Brief => Only the lines from the start of the data through the line containing "import React from" should be written out, exactly as they are, with both ends included and the pictures left out.
============
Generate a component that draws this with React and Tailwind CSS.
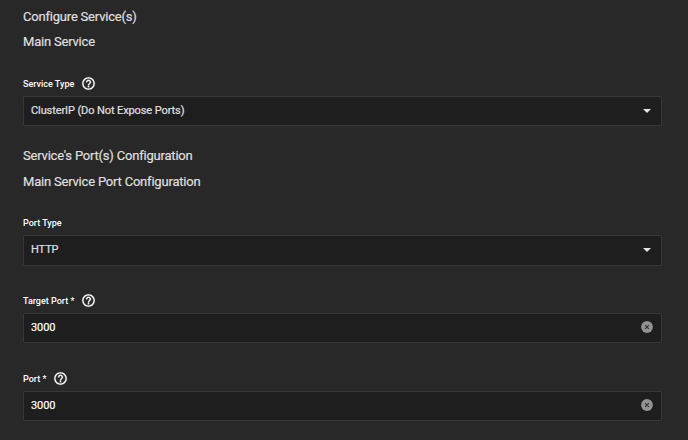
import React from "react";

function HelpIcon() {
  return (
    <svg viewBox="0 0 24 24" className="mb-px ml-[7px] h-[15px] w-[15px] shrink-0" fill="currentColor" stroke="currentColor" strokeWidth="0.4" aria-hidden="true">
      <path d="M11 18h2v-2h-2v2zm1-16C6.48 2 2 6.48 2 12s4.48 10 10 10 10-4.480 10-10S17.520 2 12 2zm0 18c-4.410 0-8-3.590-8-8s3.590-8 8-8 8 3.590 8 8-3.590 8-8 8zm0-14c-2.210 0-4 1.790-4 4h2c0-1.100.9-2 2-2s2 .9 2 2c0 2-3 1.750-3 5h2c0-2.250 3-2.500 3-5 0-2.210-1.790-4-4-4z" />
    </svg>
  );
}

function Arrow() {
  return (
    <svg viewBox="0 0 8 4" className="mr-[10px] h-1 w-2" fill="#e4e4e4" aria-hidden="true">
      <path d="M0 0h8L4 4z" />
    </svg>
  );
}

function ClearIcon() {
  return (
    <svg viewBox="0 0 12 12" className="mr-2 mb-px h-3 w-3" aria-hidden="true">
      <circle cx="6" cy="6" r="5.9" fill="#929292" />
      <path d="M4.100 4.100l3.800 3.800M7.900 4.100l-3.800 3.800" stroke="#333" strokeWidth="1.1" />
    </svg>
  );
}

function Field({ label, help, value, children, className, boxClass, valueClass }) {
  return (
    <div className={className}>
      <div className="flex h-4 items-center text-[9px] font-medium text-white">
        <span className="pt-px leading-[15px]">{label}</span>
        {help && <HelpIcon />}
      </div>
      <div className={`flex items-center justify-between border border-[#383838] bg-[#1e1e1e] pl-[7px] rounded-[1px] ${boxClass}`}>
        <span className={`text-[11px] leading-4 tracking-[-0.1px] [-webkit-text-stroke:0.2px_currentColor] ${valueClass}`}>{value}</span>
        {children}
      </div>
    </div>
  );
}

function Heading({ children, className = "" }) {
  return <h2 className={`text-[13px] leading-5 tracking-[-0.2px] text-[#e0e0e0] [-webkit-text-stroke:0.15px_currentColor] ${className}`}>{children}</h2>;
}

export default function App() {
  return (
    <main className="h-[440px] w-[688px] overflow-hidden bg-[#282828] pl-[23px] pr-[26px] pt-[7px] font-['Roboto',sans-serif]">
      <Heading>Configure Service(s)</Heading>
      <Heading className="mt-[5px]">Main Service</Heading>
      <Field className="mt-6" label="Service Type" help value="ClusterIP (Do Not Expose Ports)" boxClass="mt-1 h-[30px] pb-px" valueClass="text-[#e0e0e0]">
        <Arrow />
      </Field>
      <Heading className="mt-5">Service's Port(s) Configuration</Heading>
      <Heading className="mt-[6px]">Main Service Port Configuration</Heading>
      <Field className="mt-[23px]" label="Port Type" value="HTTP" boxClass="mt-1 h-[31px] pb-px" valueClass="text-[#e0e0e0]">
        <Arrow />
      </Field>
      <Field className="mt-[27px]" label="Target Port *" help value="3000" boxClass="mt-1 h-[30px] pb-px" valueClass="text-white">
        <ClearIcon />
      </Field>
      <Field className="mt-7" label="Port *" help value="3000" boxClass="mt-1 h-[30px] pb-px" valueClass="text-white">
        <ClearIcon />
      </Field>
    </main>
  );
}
============
Response to this task =>
Generate a component that draws this with React and Tailwind CSS.
import React from "react";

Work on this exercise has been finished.